Dataset rows:

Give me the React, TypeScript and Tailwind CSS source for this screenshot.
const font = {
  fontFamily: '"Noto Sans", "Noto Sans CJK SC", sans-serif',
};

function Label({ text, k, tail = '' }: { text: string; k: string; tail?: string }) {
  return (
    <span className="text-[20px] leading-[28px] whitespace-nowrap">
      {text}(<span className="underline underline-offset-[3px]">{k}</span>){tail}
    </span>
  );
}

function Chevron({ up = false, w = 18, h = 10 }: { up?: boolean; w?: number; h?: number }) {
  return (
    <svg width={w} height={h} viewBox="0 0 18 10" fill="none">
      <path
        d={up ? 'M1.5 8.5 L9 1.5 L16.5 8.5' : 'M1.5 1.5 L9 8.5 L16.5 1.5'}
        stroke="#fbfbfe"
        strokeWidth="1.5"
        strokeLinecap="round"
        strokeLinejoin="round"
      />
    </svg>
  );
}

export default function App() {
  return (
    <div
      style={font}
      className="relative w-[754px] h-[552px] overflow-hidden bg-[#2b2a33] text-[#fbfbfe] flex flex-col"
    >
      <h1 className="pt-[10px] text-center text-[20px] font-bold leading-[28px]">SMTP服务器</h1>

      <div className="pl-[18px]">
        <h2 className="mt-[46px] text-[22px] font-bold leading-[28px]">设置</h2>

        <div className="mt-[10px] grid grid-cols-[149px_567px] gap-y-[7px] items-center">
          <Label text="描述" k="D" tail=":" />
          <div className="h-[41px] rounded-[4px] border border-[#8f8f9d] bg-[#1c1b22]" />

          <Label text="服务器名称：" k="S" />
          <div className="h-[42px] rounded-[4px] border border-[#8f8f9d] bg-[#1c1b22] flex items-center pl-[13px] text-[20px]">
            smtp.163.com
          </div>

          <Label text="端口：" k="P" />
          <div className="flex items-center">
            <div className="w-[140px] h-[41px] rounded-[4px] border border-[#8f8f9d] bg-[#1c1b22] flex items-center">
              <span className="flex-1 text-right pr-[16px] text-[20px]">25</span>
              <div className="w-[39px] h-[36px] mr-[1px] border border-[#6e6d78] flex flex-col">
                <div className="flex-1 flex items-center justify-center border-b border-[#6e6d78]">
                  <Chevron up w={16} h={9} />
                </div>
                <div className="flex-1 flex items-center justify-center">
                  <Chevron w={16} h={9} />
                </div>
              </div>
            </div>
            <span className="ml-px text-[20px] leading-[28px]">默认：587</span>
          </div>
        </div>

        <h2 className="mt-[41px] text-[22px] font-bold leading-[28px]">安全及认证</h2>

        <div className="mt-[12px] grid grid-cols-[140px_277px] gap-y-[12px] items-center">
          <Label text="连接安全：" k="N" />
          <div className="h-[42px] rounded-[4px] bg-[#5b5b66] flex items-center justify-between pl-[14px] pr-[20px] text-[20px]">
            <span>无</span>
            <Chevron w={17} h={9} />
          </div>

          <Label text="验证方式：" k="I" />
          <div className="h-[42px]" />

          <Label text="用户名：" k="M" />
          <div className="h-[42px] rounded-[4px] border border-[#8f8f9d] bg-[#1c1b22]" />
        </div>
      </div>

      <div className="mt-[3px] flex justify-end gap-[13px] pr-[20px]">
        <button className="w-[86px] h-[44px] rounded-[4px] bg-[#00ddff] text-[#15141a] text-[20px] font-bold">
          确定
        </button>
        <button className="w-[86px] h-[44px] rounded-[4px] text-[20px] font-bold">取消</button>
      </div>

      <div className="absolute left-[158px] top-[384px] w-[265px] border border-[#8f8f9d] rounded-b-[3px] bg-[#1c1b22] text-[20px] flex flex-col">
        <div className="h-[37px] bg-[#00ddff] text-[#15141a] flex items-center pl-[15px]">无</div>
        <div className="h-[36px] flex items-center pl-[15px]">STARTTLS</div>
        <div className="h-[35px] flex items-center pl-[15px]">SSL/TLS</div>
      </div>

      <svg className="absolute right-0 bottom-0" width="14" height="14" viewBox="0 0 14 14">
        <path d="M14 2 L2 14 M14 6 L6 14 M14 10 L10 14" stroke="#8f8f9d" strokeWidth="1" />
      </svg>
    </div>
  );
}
* * *
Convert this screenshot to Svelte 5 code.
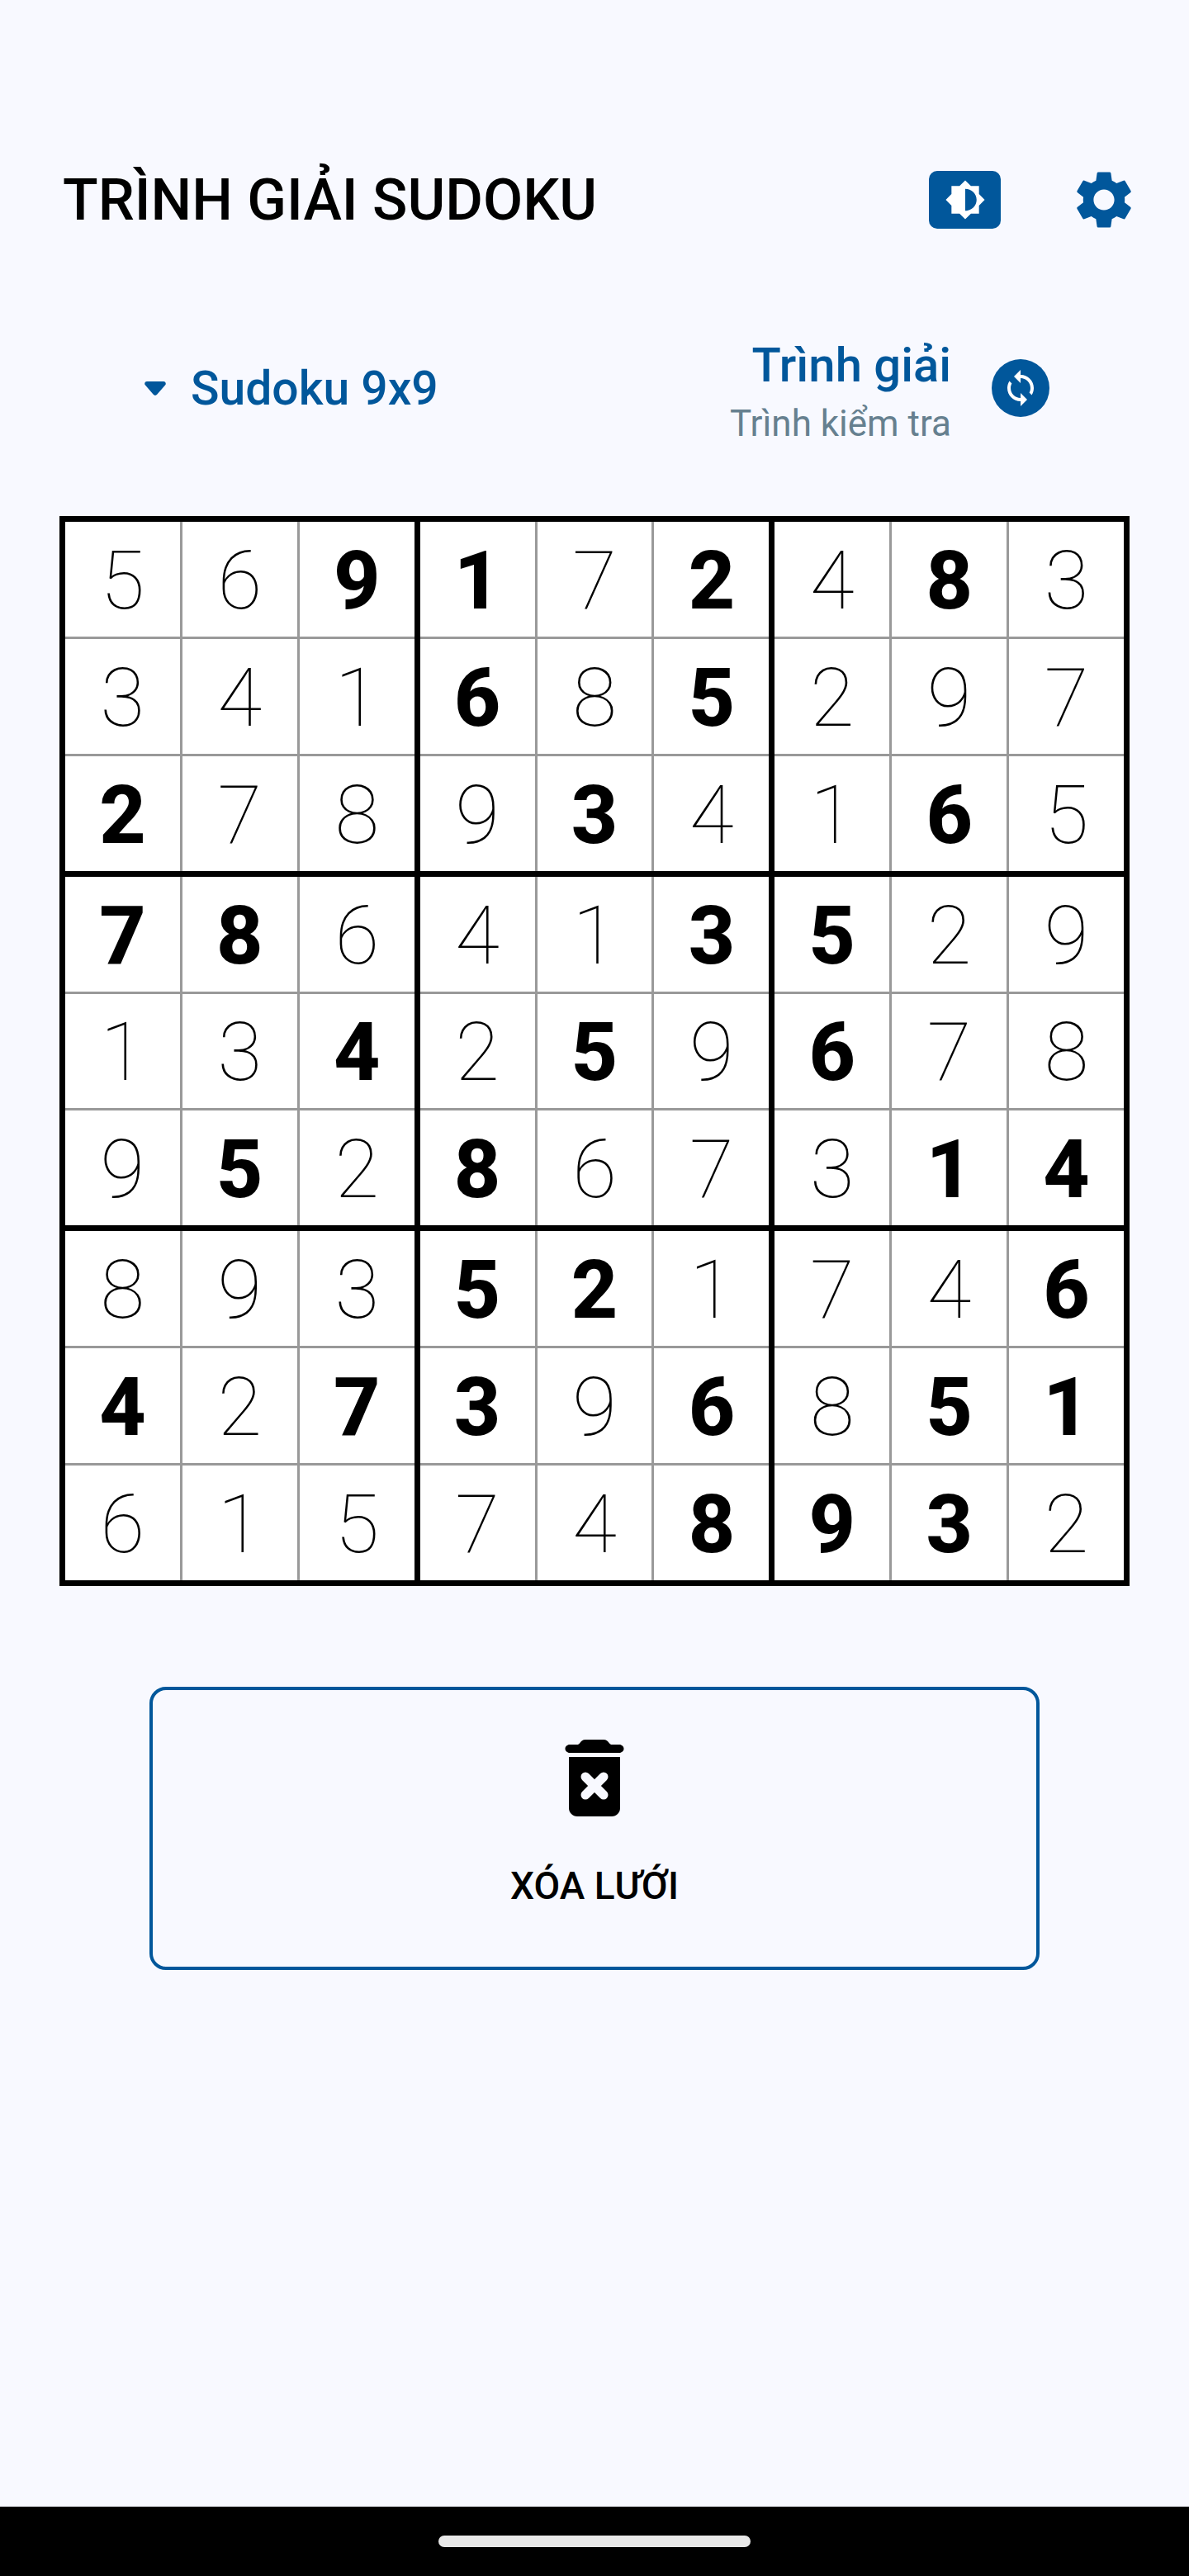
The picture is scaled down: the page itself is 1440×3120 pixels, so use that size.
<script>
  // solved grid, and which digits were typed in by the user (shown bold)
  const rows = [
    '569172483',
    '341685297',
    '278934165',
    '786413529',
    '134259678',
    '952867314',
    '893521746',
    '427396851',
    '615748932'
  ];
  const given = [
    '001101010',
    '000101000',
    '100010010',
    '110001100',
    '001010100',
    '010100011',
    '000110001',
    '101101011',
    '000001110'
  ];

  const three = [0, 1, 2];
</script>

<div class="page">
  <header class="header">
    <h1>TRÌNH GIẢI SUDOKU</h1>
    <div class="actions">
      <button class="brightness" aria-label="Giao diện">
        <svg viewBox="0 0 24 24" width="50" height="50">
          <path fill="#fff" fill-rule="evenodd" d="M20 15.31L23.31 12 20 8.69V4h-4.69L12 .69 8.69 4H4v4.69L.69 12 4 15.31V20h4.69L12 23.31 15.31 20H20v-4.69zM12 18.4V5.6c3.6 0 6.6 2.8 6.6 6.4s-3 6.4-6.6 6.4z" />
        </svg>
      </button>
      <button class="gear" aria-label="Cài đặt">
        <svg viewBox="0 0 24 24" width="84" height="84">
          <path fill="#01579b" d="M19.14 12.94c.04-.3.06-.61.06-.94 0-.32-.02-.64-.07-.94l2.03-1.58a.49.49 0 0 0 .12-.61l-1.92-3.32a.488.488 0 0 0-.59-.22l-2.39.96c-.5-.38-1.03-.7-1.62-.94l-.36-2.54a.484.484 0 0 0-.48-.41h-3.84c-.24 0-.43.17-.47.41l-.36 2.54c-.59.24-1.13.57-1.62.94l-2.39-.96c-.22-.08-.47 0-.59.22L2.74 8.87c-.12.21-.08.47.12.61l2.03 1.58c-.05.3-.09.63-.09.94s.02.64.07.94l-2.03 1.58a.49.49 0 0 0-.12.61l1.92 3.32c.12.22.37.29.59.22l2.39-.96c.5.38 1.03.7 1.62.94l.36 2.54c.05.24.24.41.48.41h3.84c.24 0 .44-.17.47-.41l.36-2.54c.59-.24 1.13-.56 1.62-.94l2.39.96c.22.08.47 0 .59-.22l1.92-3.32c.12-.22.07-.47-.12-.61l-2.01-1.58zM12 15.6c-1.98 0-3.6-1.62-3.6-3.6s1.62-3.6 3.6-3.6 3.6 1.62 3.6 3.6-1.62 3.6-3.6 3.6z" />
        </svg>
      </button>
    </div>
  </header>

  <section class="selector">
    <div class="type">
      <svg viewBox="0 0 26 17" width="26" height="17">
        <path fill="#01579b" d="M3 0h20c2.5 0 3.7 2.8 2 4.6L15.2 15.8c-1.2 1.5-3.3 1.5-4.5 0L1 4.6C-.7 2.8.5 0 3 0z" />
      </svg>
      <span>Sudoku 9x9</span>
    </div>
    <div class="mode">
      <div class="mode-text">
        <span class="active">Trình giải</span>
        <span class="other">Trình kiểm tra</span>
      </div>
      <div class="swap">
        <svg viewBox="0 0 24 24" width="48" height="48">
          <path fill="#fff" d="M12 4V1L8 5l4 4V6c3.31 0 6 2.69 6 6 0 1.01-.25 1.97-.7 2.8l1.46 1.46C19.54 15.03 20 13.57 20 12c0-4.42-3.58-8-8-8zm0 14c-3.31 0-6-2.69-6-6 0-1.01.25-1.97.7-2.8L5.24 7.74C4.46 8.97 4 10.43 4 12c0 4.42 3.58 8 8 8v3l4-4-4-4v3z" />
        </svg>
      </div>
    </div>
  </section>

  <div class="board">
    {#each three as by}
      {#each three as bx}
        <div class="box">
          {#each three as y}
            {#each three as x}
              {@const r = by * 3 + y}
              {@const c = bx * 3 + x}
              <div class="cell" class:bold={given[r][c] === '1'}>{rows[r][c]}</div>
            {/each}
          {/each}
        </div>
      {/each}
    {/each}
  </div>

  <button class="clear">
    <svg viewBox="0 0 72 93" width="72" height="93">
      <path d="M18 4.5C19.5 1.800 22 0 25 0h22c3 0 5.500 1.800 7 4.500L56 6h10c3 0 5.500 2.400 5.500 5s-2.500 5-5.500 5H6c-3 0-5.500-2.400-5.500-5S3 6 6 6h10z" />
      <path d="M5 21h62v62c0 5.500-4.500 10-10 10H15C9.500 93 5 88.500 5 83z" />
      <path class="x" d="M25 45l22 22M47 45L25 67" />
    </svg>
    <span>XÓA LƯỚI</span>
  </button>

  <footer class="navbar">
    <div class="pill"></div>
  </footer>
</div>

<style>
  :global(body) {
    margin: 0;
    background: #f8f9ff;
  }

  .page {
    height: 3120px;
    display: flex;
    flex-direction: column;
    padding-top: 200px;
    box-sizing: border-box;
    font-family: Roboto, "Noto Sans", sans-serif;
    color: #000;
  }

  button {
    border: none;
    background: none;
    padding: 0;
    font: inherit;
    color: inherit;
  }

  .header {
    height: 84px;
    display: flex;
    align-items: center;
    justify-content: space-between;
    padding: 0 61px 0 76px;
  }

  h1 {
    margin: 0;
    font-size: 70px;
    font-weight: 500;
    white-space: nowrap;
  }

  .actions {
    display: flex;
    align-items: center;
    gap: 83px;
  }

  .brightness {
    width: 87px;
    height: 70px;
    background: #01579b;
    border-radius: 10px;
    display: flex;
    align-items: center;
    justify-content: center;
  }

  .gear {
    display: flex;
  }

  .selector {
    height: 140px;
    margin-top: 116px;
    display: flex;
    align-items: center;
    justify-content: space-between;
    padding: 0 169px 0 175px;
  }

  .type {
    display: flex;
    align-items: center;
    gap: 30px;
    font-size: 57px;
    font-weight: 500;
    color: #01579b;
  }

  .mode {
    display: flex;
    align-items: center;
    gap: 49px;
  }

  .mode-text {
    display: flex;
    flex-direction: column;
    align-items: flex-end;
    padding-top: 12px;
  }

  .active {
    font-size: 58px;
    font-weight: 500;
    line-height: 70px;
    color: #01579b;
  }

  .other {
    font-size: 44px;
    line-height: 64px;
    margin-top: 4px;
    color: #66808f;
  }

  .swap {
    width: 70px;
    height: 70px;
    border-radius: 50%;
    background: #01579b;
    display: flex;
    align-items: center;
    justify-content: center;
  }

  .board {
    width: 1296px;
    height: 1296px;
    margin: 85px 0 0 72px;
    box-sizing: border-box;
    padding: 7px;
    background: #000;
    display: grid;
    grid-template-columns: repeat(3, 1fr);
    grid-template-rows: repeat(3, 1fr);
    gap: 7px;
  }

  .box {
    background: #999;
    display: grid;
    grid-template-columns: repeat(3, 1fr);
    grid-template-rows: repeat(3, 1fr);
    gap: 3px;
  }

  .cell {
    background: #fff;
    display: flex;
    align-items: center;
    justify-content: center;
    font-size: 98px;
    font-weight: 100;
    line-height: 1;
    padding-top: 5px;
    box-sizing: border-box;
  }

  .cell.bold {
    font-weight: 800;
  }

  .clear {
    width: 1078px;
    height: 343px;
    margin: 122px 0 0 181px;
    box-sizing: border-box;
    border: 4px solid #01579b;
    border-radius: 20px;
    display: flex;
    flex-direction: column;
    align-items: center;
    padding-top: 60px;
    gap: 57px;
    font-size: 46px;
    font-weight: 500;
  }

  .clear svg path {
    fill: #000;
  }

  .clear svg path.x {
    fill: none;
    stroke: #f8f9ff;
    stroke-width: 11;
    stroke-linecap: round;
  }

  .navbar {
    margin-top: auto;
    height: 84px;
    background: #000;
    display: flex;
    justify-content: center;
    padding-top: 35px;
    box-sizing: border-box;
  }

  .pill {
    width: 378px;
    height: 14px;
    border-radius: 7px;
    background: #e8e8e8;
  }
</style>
--
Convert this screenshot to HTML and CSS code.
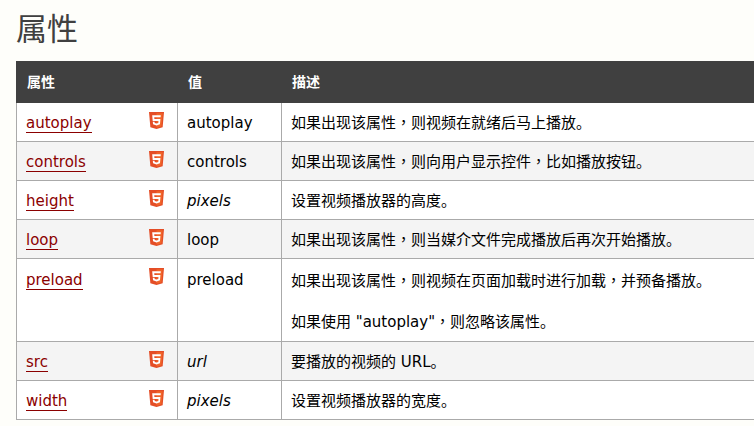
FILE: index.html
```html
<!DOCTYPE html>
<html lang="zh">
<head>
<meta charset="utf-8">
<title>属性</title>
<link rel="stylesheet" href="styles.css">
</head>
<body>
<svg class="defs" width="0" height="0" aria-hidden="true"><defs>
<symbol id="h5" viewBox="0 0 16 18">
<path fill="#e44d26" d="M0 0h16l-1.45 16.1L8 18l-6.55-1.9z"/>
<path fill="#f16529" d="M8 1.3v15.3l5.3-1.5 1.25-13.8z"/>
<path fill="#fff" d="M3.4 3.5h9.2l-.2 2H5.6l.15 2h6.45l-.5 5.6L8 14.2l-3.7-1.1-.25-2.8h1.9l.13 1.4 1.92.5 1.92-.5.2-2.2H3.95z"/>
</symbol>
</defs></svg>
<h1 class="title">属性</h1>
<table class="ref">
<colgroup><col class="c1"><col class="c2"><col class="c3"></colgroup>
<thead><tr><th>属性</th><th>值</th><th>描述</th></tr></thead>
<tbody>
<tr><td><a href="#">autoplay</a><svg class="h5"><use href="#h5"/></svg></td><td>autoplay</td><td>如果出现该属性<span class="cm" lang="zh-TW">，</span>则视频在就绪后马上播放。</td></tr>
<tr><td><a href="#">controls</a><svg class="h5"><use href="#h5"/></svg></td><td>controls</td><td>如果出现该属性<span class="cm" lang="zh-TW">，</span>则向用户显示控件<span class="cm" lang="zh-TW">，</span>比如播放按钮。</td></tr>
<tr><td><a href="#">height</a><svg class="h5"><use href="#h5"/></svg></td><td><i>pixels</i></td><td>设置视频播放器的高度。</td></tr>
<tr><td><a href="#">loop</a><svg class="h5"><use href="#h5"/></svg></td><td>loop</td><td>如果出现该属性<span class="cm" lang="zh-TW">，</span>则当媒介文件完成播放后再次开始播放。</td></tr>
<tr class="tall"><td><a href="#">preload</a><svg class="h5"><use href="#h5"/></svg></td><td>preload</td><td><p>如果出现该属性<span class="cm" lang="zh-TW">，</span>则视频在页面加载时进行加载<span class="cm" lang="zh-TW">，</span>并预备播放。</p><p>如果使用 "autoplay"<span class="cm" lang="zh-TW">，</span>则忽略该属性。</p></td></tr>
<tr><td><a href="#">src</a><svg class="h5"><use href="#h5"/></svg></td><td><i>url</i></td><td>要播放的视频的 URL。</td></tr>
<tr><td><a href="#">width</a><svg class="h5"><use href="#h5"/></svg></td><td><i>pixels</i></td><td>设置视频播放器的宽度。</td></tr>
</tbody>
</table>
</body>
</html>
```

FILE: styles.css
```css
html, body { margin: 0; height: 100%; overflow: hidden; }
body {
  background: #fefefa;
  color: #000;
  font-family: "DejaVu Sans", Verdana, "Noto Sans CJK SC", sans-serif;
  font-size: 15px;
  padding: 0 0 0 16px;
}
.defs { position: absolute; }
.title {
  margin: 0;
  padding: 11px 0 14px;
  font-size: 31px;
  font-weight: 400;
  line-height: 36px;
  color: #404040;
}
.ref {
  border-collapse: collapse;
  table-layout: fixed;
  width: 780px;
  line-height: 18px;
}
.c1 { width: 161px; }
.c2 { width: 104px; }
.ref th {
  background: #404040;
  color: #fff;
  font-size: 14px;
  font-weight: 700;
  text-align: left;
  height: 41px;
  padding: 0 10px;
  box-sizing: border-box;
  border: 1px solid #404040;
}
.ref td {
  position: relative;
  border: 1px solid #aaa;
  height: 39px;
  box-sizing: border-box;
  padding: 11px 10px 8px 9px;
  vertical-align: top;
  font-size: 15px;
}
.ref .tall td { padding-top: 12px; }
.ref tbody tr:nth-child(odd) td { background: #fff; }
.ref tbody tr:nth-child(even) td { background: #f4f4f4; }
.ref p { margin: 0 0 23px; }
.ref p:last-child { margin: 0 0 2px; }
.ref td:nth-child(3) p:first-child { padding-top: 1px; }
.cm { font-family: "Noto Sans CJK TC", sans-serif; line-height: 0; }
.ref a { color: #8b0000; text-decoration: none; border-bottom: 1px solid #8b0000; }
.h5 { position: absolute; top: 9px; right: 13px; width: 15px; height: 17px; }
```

_Task description_: Find how many lines of the material carry the string "pixels". Only the number should be in the answer.

_Answer for the task_: 3